• The Star Wars #7

    Released by: Dark Horse Comics
    Released on: Apr. 16, 2014

    Skywalker and Solo set out to rescue both Anakin and Leia, leaving her younger royal brothers Biggs and Windy at the far outpost of Lars. Anakin, meanwhile, is trying to escape when the wookie village when he encounters the fiercest one of them - but he’s interested in following Starkiller rather than stopping him. Since he was saved by Anakin he won’t now leave his side even as he and Artwo get out of the village.

    They soon all encounter each other and Solo is able to translate what the wookie - Chewbacca - is saying, that he owes a great debt to Anakin and that his people believe him to be a god. Luke just shakes his head while Solo laughs. Together, then, they find the Imperial outpost where Leia is most likely being held. They mount a joint attack, with General Skywalker providing some better logistics to the wookies who’ve been trying to fight the Imperials since they arrived. Their attack is a sort of success as they route the forces but only to learn that not only is the princess not there - captive on a ship that departed quite recently - but, also, that her younger brothers have been also captured by the Imperial forces.

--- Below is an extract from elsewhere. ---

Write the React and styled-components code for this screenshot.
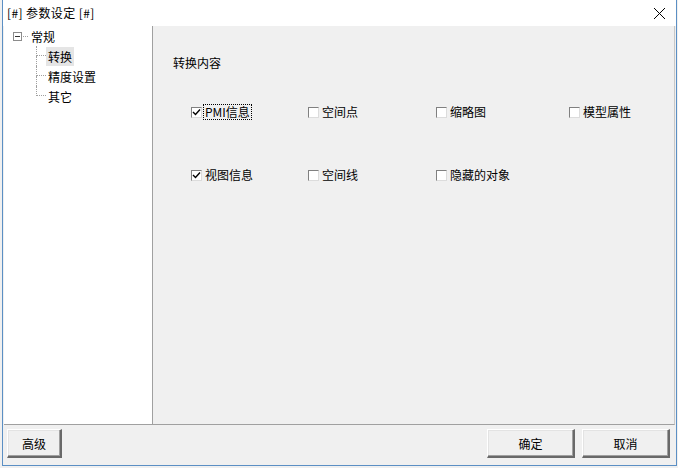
import React from 'react';
import styled, { createGlobalStyle } from 'styled-components';

const GlobalStyle = createGlobalStyle`
	html, body {
		margin: 0;
		padding: 0;
		background: #f0f0f0;
	}
	body {
		font-family: 'Noto Sans CJK SC', 'Liberation Sans', sans-serif;
		font-size: 12px;
		color: #000;
	}
`;

const Window = styled.div`
	margin-left: 2px;
	width: 675px;
	height: 466px;
	box-sizing: border-box;
	border: 1px solid #5b8fc4;
	border-top: none;
	background: #f0f0f0;
	display: flex;
	flex-direction: column;
`;

const TitleBar = styled.div`
	height: 26px;
	flex: none;
	background: #fff;
	display: flex;
	align-items: center;
	justify-content: space-between;
	padding: 0 6px 0 4px;
`;

const TitleText = styled.div`
	font-size: 12px;
	line-height: 16px;
	letter-spacing: 0.4px;
`;

const CloseBtn = styled.div`
	width: 16px;
	height: 16px;
	display: flex;
	align-items: center;
	justify-content: center;
	margin-right: 3px;
`;

const Body = styled.div`
	flex: 1;
	display: flex;
	flex-direction: column;
	padding: 0 1px 0 1px;
`;

const Content = styled.div`
	height: 399px;
	display: flex;
	box-sizing: border-box;
	border-right: 1px solid #c8c8c8;
	border-bottom: 1px solid #a0a0a0;
`;

const TreePanel = styled.div`
	width: 148px;
	flex: none;
	background: #fff;
	border-right: 1px solid #a0a0a0;
	padding-top: 1px;
`;

const TreeRow = styled.div`
	display: flex;
	align-items: center;
	height: ${(p) => (p.$root ? 19 : 20)}px;
	padding-left: ${(p) => (p.$root ? 9 : 32)}px;
`;

const Expander = styled.div`
	width: 7px;
	height: 7px;
	border: 1px solid #8c8c8c;
	display: flex;
	align-items: center;
	justify-content: center;
	flex: none;

	&::after {
		content: '';
		width: 5px;
		height: 1px;
		background: #333;
	}
`;

const RootDots = styled.div`
	width: 5px;
	border-top: 1px dotted #a0a0a0;
	margin: 0 1px 0 1px;
`;

const Connector = styled.div`
	width: 10px;
	height: 100%;
	display: flex;
	flex-direction: column;
	flex: none;
`;

const ConnTop = styled.div`
	height: 10px;
	box-sizing: border-box;
	border-left: 1px dotted #a0a0a0;
	border-bottom: 1px dotted #a0a0a0;
`;

const ConnBottom = styled.div`
	flex: 1;
	border-left: ${(p) => (p.$last ? 'none' : '1px dotted #a0a0a0')};
`;

const NodeLabel = styled.div`
	padding: 2px 2px;
	line-height: 15px;
	background: ${(p) => (p.$selected ? '#e5e5e5' : 'transparent')};
`;

const MainPanel = styled.div`
	flex: 1;
	padding: 29px 0 0 20px;
`;

const SectionTitle = styled.div`
	line-height: 16px;
	margin-bottom: 33px;
`;

const OptionGrid = styled.div`
	display: grid;
	grid-template-columns: 117px 128px 133px 1fr;
	row-gap: 47px;
	padding-left: 18px;
`;

const Option = styled.label`
	display: flex;
	align-items: center;
	height: 16px;
	gap: 2px;
`;

const Box = styled.div`
	width: 11px;
	height: 11px;
	box-sizing: border-box;
	background: #fff;
	border-top: 1px solid #808080;
	border-left: 1px solid #808080;
	border-right: 1px solid #dcdcdc;
	border-bottom: 1px solid #dcdcdc;
	display: flex;
	align-items: center;
	justify-content: center;
	flex: none;
`;

const OptionText = styled.span`
	line-height: 14px;
	padding: 0 1px;
	outline: ${(p) => (p.$focus ? '1px dotted #000' : 'none')};
`;

const Footer = styled.div`
	flex: 1;
	display: flex;
	align-items: flex-start;
	justify-content: space-between;
	padding: 4px 5px 0 3px;
`;

const ButtonGroup = styled.div`
	display: flex;
	gap: 7px;
`;

const Button = styled.button`
	width: ${(p) => p.$w}px;
	height: 29px;
	box-sizing: border-box;
	background: #f0f0f0;
	border-top: 1px solid #fff;
	border-left: 1px solid #fff;
	border-right: 2px solid #696969;
	border-bottom: 2px solid #696969;
	box-shadow: inset -1px -1px 0 #a0a0a0, inset 1px 1px 0 #e3e3e3;
	font-family: 'Noto Sans CJK SC', 'Liberation Sans', sans-serif;
	font-size: 12px;
	color: #000;
	padding: 0;
`;

const Check = () => (
	<svg width="9" height="9" viewBox="0 0 9 9">
		<path d="M1 4 L3.5 6.5 L8 1.5" fill="none" stroke="#000" strokeWidth="1.4" />
	</svg>
);

const options = [
	{ label: 'PMI信息', checked: true, focus: true },
	{ label: '空间点' },
	{ label: '缩略图' },
	{ label: '模型属性' },
	{ label: '视图信息', checked: true },
	{ label: '空间线' },
	{ label: '隐藏的对象' },
];

const children = ['转换', '精度设置', '其它'];

const App = () => {
	return (
		<>
			<GlobalStyle />
			<Window>
				<TitleBar>
					<TitleText>[#] 参数设定 [#]</TitleText>
					<CloseBtn>
						<svg width="13" height="13" viewBox="0 0 13 13">
							<path d="M1 1 L12 12 M12 1 L1 12" stroke="#000" strokeWidth="1" />
						</svg>
					</CloseBtn>
				</TitleBar>
				<Body>
					<Content>
						<TreePanel>
							<TreeRow $root>
								<Expander />
								<RootDots />
								<NodeLabel>常规</NodeLabel>
							</TreeRow>
							{children.map((c, i) => (
								<TreeRow key={c}>
									<Connector>
										<ConnTop />
										<ConnBottom $last={i === children.length - 1} />
									</Connector>
									<NodeLabel $selected={i === 0}>{c}</NodeLabel>
								</TreeRow>
							))}
						</TreePanel>
						<MainPanel>
							<SectionTitle>转换内容</SectionTitle>
							<OptionGrid>
								{options.map((o) => (
									<Option key={o.label}>
										<Box>{o.checked && <Check />}</Box>
										<OptionText $focus={o.focus}>{o.label}</OptionText>
									</Option>
								))}
							</OptionGrid>
						</MainPanel>
					</Content>
					<Footer>
						<Button $w={55}>高级</Button>
						<ButtonGroup>
							<Button $w={88}>确定</Button>
							<Button $w={88}>取消</Button>
						</ButtonGroup>
					</Footer>
				</Body>
			</Window>
		</>
	);
};

export default App;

    Anakin thus sets out in disguise as a “skyraider” to board the ship holding Leia while Luke stays behind to teach the wookies how to fly the Imperial fighter ships. Meanwhile, Leia finds that her captor is Darth Vader who looks and acts like an old Hollywood movie Nazi, sadistically torturing her and laughing maniacally.

    The wookies are able to stop the Imperials taking her brothers and Threepio away and at least are able to rescue them. Luke’s training efforts are yielding some surprising results, and Anakin boards the Imperial ship and with that info Luke’s ready to lead his freshly-trained pilots into battle to rescue Leia.

    This is issue 7 of 8 of this adaptation of the original rough draft for Lucas’ franchise-establishing film. As a lifelong fan of that series this has been a fun take on it all, getting to see where the story came from and what it turned into eventually. More of Lucas’ influences are on display here, too, really teased out in this dramatization by Jonathan Rinzler and excellent portrayed by Mike Mayhew’s artwork. Also, the covers in this series have been really outstanding, too. This is a real treat for long-time Star Wars fans and very much worth picking up.